Davis is beguilingly guileful as a runaway slave who changes hands like a dirty dollar. He is captured by a band of Indians, who unload him on Fur Trapper Lancaster as "payment" for the load of skins they steal from him. The redskins, in turn, are zapped by a batch of bounty hunters, who earn their living by selling Indian scalps for $25 apiece, and Davis gets himself captured by these private enterprisers. Their queen is Shelley Winters, a refugee from a fancy house. She nurses her stogie on a brass bed in the covered wagon of the No. 1 Bad Guy (Telly Savalas) and keeps complaining about the smell from the scalps.

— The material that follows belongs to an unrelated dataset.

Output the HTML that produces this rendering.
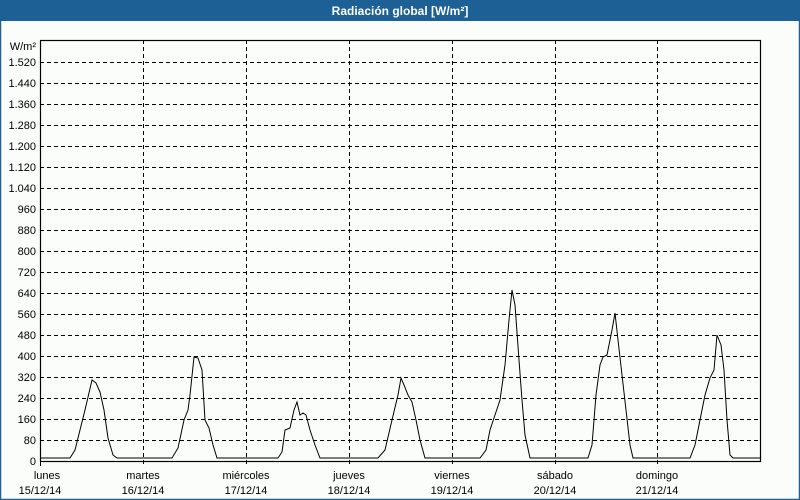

The scalpers have Burt's furs now, so he trails them as they trek, scheming to get his own back, while Davis makes himself useful around the wagon (at one point he gives Shelley a wash and set that would do credit to Kenneth or Alexandre). The rest of the movie is devoted to Lancaster's strata gems--this is where the brilliantly photographed avalanche and the stampede come in--and Davis' rather pat redemption from the psychological bonds of slavery. In the end, the scalpers get their just deserts, of course, and the Indians get revenge, plus Shelley. Who rides off into the sunset? Ossie and Burt, both of them on Agnes, and so caked with mud that they are the same color--a brotherly beige.